• WORK TO DO
Copy each line below in which the string "components" occurs.

• MATERIAL PROVIDED
════════════════
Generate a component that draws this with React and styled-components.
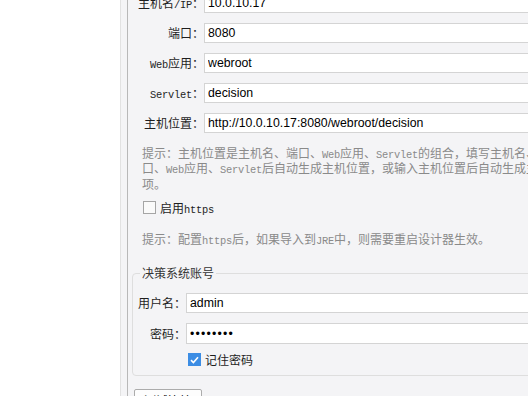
import styled, { createGlobalStyle } from "styled-components";

const GlobalStyle = createGlobalStyle`
  html, body {
    margin: 0;
    padding: 0;
    overflow: hidden;
    background: #fff;
  }
  body {
    font-family: "Noto Sans CJK SC", "Liberation Sans", sans-serif;
  }
`;

const Page = styled.div`
  display: flex;
  width: 528px;
  height: 396px;
  overflow: hidden;
`;

const Sidebar = styled.div`
  width: 120px;
  flex-shrink: 0;
  background: #fff;
  border-right: 1px solid #e2e2e2;
`;

const Gutter = styled.div`
  width: 6px;
  flex-shrink: 0;
  background: #f4f4f6;
`;

const Content = styled.div`
  flex: 1;
  min-width: 0;
  background: #f4f4f6;
  border-left: 1px solid #b8b8b8;
  overflow: hidden;
`;

// the form is scrolled a few pixels down, so the first row is cut off
const Scroll = styled.div`
  width: 640px;
  margin-top: -7px;
`;

const FieldGrid = styled.div`
  display: grid;
  grid-template-columns: ${(p) => p.$label}px 1fr;
  row-gap: 10px;
  align-items: center;
  padding-top: ${(p) => p.$top || 0}px;
`;

const Label = styled.label`
  text-align: right;
  font-size: 12px;
  line-height: 16px;
  color: #1e1e1e;
  white-space: nowrap;
`;

const Mono = styled.span`
  font-family: "Liberation Mono", monospace;
  font-size: 10.4px;
  line-height: 1;
  letter-spacing: -0.25px;
`;

const Input = styled.input`
  box-sizing: border-box;
  width: 100%;
  height: ${(p) => p.$h || 20}px;
  margin: 0;
  padding: 0 3px;
  border: 1px solid #d4d4d4;
  border-radius: 0;
  background: #fff;
  font-family: "Liberation Sans", Arial, sans-serif;
  font-size: 12.3px;
  color: #000;
  outline: none;
  letter-spacing: ${(p) => (p.type === "password" ? "1.2px" : "0")};
`;

const Hint = styled.div`
  margin: ${(p) => p.$top}px 0 0 14px;
  font-size: 12px;
  line-height: 15px;
  color: #8a8a8a;
  white-space: nowrap;
  word-spacing: ${(p) => p.$spread || 0}px;
`;

const CheckRow = styled.div`
  display: flex;
  align-items: center;
  gap: 4px;
  height: 17px;
  margin: ${(p) => p.$margin};
  font-size: 12px;
  line-height: 17px;
  color: #1e1e1e;
`;

const Box = styled.span`
  box-sizing: border-box;
  width: 13px;
  height: 13px;
  display: inline-flex;
  align-items: center;
  justify-content: center;
  border: 1px solid ${(p) => (p.$checked ? "#3c8de4" : "#a5a5a5")};
  background: ${(p) => (p.$checked ? "#3c8de4" : "#fafafa")};
`;

const Group = styled.fieldset`
  margin: 19px 0 0 4px;
  padding: 0 0 7px;
  min-width: 0;
  border: 1px solid #dedede;
  border-radius: 4px;
`;

const Legend = styled.legend`
  margin-left: 7px;
  padding: 0 2px;
  font-size: 12px;
  line-height: 16px;
  color: #333;
`;

const Button = styled.button`
  display: block;
  box-sizing: border-box;
  width: 68px;
  height: 22px;
  margin: 13px 0 0 6px;
  padding: 0;
  border: 1px solid #acacac;
  border-radius: 2px;
  background: #fdfdfd;
  font-family: "Noto Sans CJK SC", sans-serif;
  font-size: 12px;
  color: #000;
`;

const Check = ({ checked, children, margin }) => (
  <CheckRow $margin={margin}>
    <Box $checked={checked}>
      {checked && (
        <svg width="9" height="8" viewBox="0 0 9 8">
          <path d="M1 4.2 L3.4 6.5 L8 1.2" fill="none" stroke="#fff" strokeWidth="1.6" />
        </svg>
      )}
    </Box>
    <span>{children}</span>
  </CheckRow>
);

export default function App() {
  return (
    <>
      <GlobalStyle />
      <Page>
        <Sidebar />
        <Gutter />
        <Content>
          <Scroll>
            <FieldGrid $label={76}>
              <Label>主机名<Mono>/IP</Mono>：</Label>
              <Input readOnly defaultValue="10.0.10.17" />
              <Label>端口：</Label>
              <Input readOnly defaultValue="8080" />
              <Label><Mono>Web</Mono>应用：</Label>
              <Input readOnly defaultValue="webroot" />
              <Label><Mono>Servlet</Mono>：</Label>
              <Input readOnly defaultValue="decision" />
              <Label>主机位置：</Label>
              <Input readOnly defaultValue="http://10.0.10.17:8080/webroot/decision" />
            </FieldGrid>

            <Hint $top={12}>
              提示：主机位置是主机名、端口、<Mono>Web</Mono>应用、<Mono>Servlet</Mono>的组合，填写主机名、端
              <br />
              口、<Mono>Web</Mono>应用、<Mono>Servlet</Mono>后自动生成主机位置，或输入主机位置后自动生成主机名、端口、<Mono>Web</Mono>应用、<Mono>Servlet</Mono>
              <br />
              项。
            </Hint>

            <Check margin="8px 0 0 15px">
              启用<Mono>https</Mono>
            </Check>

            <Hint $top={15}>
              提示：配置<Mono>https</Mono>后，如果导入到<Mono>JRE</Mono>中，则需要重启设计器生效。
            </Hint>

            <Group>
              <Legend>决策系统账号</Legend>
              <FieldGrid $label={53} $top={12}>
                <Label>用户名：</Label>
                <Input readOnly defaultValue="admin" />
                <Label>密码：</Label>
                <Input type="password" readOnly defaultValue="12345678" $h={21} />
                <span />
                <Check checked margin="-3px 0 0 2px">
                  记住密码
                </Check>
              </FieldGrid>
            </Group>

            <Button>测试连接</Button>
          </Scroll>
        </Content>
      </Page>
    </>
  );
}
════════════════
• RESPONSE FOR THIS EXERCISE
Generate a component that draws this with React and styled-components.
import styled, { createGlobalStyle } from "styled-components";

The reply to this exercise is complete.